Public and private key pairs also provide effective identity authentication. As data and applications expand beyond traditional networks to mobile devices, public clouds, private clouds, and Internet of Things devices, securing identities becomes more important than ever. And digital identities don't have to be restricted to devices; they can also be used to authenticate people, data, or applications. Digital identity certificates using asymmetric cryptography enable organizations to improve cybersecurity by replacing passwords, which attackers have become increasingly adept at stealing.

Other applications of public key cryptography include S/MIME certificates, which validate email senders and encrypt email contents to protect against spear phishing attacks and SSH keys to control employee access to servers.

The role of certificate authorities in public key cryptography

A critical component enabling public key cryptography is a trusted agent to publish the public keys associated with individuals' private keys. Without this trusted authority, it would be impossible for senders to know they are in fact using the correct public key associated with the recipient's private key, and not the key of a malicious actor intending to intercept sensitive information and use it for nefarious purposes.

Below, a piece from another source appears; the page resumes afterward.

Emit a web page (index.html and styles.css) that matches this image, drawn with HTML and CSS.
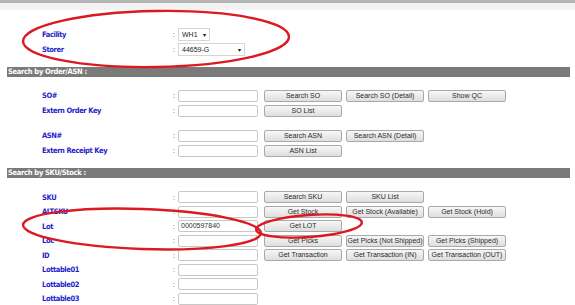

These trusted agents are known as certificate authorities (CAs). Trusted, third-party organizations like Sectigo act as private certificate authorities, but many enterprises and technology providers also choose to act as their own CAs. Either way, the certificate authority must be trusted to check and vouch for the identity of all senders whose public keys they publish, ensure that those public keys are indeed associated with the private keys of the senders, and safeguard the levels of information security within their own organization to guard against malicious attack.